--- START Listed entries ---
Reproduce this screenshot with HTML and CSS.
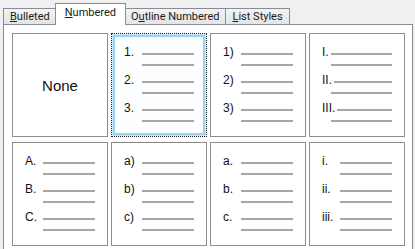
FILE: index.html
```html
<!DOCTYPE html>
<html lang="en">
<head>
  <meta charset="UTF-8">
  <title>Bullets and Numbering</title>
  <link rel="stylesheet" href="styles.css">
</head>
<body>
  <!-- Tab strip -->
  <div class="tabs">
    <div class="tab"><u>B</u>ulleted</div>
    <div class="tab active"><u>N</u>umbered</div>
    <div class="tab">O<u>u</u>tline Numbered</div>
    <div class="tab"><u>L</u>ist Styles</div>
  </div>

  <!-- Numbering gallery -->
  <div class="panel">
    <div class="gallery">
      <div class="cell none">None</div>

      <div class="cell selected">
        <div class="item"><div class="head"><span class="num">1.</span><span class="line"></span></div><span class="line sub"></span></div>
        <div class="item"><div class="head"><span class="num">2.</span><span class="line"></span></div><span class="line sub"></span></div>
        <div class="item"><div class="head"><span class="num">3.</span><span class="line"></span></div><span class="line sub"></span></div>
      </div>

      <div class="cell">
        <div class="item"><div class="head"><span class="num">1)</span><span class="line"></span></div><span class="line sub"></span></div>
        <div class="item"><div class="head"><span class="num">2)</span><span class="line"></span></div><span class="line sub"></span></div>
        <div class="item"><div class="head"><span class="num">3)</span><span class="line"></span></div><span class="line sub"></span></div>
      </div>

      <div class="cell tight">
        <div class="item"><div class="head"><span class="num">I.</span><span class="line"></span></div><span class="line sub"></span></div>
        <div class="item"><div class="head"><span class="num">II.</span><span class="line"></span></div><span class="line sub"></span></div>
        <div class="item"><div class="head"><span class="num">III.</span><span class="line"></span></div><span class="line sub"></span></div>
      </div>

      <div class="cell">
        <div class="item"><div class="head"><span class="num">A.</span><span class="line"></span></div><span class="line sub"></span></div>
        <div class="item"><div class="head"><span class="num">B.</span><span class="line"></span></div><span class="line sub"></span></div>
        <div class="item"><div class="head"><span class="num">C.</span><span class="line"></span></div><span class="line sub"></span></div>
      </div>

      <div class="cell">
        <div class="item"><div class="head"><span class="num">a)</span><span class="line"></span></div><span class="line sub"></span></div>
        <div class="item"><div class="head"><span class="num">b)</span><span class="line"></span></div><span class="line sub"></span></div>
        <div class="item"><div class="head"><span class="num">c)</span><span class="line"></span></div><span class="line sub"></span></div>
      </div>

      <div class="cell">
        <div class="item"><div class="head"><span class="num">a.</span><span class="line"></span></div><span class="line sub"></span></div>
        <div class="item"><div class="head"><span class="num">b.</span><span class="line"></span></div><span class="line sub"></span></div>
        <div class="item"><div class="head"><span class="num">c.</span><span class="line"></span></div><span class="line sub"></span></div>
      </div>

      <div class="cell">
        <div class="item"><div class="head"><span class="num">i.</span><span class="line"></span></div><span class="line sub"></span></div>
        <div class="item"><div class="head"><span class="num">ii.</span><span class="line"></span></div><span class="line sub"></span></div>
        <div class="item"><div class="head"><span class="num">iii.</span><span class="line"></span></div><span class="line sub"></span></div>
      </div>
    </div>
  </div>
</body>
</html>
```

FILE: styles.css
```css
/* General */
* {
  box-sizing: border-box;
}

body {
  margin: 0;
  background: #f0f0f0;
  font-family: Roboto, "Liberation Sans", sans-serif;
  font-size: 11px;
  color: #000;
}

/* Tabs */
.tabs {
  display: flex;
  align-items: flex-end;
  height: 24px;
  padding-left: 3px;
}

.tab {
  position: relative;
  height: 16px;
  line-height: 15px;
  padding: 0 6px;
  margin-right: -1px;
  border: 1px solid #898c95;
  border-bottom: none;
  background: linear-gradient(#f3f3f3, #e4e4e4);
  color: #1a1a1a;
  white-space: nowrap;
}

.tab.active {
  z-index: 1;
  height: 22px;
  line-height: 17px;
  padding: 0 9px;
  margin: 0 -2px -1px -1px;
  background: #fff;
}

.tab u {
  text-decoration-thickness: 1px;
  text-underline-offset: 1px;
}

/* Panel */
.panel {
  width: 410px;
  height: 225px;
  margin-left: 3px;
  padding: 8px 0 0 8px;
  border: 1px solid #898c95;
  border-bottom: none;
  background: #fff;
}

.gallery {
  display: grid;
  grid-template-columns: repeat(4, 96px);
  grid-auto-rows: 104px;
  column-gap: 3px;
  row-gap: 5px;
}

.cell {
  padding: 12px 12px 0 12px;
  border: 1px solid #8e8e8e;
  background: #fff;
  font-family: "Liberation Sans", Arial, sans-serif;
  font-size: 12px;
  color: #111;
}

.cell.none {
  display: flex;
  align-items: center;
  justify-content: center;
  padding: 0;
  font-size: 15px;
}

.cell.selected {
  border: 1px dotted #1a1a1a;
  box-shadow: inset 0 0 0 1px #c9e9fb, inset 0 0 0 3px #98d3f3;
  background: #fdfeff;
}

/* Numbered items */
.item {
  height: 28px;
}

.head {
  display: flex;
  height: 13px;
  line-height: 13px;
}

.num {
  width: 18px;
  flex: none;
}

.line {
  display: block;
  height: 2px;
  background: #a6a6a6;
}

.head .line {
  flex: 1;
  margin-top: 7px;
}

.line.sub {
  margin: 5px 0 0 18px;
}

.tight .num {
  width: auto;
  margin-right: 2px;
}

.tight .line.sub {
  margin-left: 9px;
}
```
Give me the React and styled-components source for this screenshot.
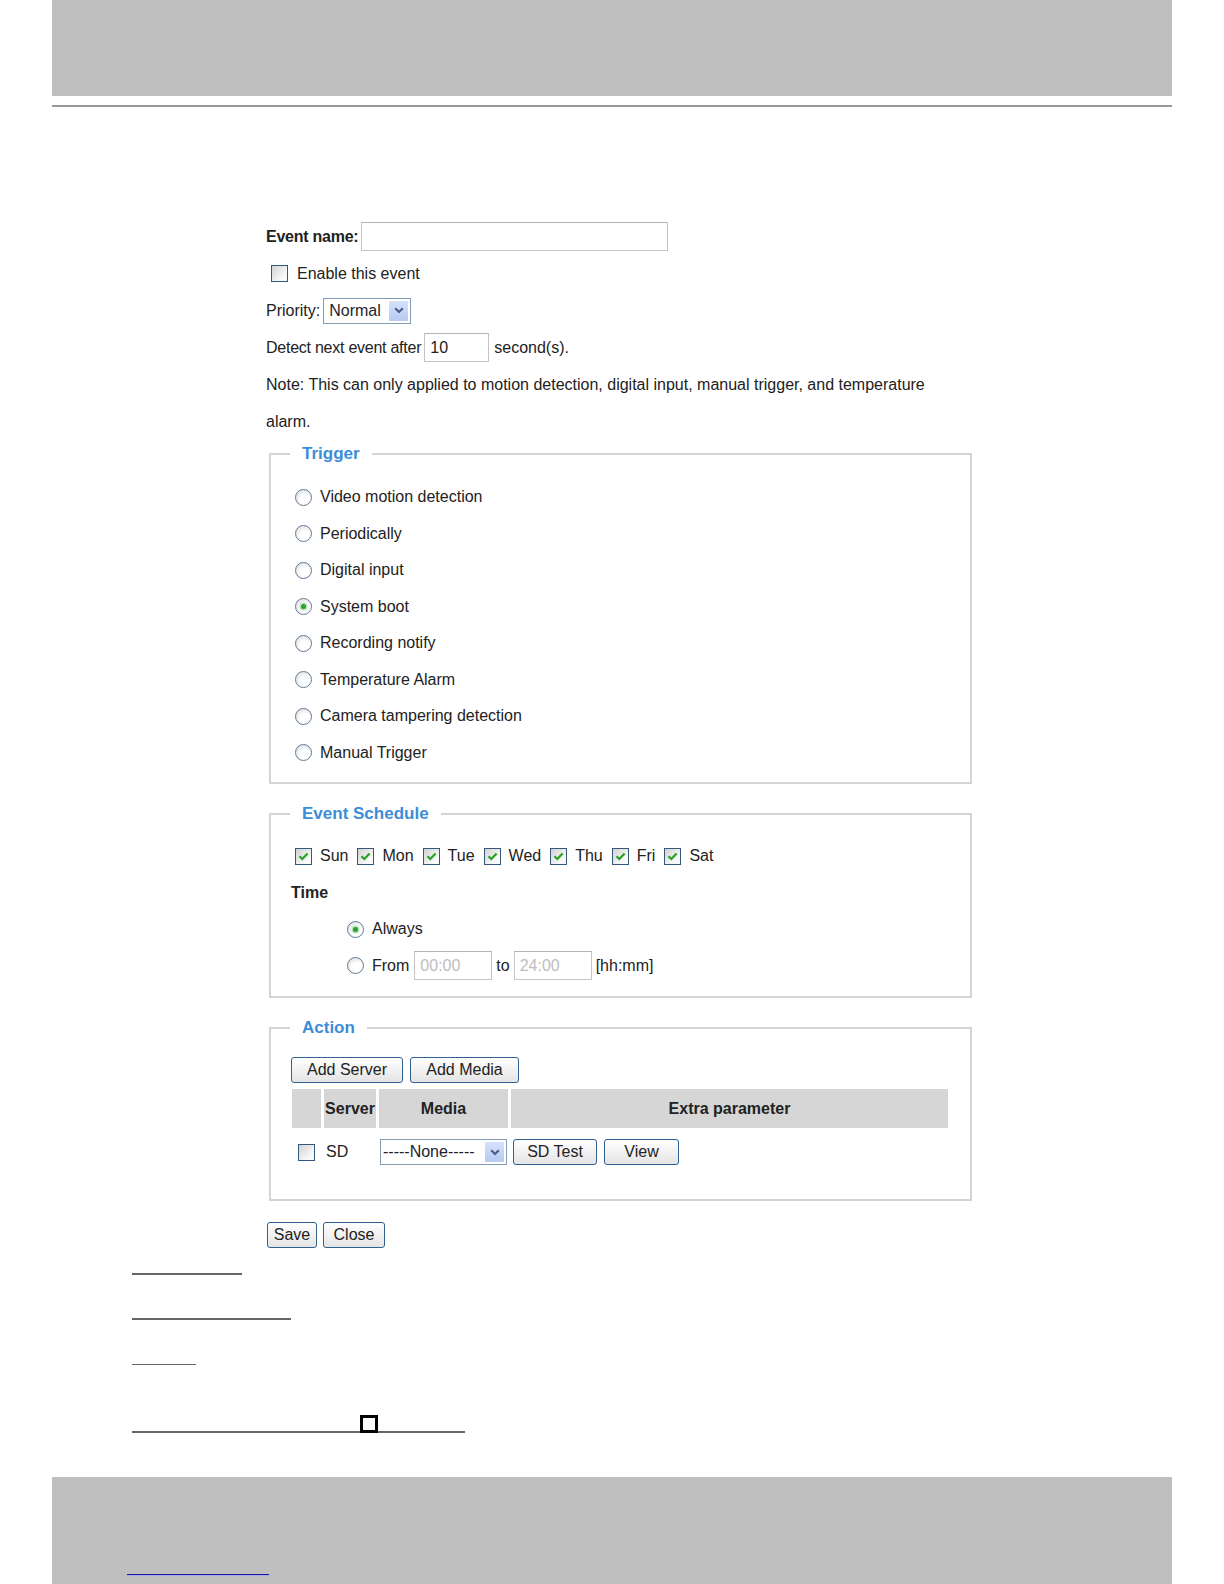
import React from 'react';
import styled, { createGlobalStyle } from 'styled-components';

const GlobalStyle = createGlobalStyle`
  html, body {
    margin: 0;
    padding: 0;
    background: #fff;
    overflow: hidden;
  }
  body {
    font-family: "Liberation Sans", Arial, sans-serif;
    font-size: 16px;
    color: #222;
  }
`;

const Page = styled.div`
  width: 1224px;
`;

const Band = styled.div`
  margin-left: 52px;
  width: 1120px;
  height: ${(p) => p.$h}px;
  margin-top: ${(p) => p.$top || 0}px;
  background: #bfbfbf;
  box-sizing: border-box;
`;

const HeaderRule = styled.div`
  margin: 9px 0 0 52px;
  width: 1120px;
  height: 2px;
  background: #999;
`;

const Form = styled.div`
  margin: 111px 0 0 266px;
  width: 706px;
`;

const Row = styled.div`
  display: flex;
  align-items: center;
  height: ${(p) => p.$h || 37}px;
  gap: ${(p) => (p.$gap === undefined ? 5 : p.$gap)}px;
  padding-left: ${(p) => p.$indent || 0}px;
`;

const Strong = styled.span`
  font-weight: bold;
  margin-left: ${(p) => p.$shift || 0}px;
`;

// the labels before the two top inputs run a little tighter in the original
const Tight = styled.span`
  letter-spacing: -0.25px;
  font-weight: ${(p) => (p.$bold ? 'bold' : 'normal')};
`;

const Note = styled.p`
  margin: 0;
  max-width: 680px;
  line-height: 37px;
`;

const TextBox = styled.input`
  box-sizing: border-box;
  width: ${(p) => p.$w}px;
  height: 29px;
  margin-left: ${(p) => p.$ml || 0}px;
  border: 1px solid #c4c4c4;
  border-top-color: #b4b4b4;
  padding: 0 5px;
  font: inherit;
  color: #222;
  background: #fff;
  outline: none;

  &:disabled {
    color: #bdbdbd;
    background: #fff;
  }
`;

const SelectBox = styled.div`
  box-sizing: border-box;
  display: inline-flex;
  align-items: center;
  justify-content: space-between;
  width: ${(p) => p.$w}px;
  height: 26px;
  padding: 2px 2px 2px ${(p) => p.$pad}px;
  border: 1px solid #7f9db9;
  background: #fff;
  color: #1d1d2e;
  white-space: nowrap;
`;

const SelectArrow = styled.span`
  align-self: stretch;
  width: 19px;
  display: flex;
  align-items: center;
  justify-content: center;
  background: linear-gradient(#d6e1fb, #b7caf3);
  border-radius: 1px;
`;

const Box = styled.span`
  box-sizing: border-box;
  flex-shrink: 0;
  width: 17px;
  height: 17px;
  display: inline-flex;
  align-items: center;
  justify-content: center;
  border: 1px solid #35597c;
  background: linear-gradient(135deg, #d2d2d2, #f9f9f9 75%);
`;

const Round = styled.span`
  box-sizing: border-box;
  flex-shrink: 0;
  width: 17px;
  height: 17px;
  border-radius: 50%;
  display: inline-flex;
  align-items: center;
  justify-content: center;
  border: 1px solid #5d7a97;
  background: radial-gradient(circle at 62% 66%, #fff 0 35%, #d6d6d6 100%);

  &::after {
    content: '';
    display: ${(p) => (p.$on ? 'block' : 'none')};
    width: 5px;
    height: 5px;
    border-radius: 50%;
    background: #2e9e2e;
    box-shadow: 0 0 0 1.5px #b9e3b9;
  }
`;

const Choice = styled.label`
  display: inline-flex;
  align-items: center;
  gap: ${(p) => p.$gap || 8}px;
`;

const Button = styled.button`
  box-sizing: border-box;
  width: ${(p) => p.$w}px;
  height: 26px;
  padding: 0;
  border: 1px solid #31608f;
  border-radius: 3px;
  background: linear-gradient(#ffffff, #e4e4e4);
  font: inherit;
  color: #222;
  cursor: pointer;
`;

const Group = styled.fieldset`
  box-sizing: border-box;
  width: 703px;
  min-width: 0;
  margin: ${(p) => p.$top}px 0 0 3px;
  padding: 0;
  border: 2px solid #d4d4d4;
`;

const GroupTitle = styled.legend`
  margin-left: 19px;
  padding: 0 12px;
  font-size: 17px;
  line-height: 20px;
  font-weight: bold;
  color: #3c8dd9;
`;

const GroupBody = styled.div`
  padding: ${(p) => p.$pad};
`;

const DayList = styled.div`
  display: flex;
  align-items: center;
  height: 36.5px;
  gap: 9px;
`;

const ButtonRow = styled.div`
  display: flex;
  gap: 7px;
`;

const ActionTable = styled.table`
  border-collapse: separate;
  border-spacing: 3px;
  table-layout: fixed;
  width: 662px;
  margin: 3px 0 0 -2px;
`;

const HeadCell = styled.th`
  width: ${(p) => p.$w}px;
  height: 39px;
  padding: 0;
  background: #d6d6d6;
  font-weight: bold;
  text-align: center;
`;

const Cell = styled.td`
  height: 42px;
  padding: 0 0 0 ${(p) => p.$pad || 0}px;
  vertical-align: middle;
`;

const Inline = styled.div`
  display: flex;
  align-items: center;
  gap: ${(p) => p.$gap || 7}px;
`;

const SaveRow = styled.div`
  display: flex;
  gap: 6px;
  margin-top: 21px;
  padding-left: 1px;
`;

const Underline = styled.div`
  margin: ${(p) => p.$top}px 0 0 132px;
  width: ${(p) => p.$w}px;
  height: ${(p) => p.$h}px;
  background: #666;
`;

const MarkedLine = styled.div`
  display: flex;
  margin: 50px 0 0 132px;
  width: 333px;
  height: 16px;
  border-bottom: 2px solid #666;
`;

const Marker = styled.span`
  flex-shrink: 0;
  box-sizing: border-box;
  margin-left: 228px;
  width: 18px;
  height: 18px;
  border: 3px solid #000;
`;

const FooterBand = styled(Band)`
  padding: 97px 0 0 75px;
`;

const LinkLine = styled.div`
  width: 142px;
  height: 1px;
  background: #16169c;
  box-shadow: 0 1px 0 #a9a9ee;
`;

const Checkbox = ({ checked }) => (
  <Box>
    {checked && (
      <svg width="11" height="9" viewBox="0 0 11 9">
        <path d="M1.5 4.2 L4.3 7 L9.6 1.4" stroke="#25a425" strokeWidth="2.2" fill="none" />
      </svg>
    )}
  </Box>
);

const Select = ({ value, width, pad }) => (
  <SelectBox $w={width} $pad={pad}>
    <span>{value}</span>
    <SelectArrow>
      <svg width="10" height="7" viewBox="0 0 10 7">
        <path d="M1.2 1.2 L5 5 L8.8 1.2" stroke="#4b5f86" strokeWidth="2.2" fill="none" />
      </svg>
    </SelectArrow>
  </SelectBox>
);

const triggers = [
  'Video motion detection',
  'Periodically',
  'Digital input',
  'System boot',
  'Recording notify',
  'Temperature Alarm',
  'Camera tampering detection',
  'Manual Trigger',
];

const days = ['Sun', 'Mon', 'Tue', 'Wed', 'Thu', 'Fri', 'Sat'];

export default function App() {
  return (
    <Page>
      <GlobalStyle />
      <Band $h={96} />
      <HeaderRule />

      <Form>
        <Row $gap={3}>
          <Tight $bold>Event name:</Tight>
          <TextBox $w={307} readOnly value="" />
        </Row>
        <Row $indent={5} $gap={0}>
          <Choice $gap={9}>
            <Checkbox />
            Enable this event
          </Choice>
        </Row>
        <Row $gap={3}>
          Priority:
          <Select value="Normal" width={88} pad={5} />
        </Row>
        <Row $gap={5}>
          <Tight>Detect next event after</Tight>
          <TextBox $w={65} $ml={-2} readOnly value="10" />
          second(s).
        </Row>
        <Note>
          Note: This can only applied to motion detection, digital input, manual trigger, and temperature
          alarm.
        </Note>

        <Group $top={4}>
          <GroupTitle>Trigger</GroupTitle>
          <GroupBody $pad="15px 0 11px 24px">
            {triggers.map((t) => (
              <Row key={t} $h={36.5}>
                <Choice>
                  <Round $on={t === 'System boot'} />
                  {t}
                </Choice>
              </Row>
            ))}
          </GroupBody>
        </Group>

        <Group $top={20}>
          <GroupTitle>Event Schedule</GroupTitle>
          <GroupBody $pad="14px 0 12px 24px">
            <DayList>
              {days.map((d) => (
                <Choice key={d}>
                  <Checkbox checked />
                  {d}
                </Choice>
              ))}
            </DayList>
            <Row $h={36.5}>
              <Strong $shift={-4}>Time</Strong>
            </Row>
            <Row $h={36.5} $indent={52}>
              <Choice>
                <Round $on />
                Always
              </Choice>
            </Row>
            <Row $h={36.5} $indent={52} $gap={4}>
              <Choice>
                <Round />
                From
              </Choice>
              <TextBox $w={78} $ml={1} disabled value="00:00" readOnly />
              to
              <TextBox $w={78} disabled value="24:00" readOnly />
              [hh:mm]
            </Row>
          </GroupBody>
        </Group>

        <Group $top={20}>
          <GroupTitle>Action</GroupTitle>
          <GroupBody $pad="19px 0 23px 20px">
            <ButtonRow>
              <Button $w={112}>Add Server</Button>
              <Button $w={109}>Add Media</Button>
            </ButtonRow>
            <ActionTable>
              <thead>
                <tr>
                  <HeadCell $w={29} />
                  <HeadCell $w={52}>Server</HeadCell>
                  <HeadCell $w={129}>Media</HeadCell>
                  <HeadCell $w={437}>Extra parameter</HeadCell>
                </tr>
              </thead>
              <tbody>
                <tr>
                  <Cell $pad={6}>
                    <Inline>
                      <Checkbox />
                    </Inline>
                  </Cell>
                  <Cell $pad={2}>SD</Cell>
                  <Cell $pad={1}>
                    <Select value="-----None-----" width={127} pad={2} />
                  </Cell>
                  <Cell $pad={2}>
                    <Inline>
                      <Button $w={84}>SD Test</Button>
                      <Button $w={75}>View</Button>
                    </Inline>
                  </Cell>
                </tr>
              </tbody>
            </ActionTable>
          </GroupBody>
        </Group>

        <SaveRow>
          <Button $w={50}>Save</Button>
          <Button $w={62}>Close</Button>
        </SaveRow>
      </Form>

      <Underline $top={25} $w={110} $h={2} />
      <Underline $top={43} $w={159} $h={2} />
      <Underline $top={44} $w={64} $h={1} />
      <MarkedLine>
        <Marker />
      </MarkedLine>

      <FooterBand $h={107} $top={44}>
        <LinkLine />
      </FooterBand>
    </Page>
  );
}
--- END Listed entries ---
— Work to do —
Filter the listing above by the word "components"; copy each line that passes.

— Solution for this task —
Give me the React and styled-components source for this screenshot.
import styled, { createGlobalStyle } from 'styled-components';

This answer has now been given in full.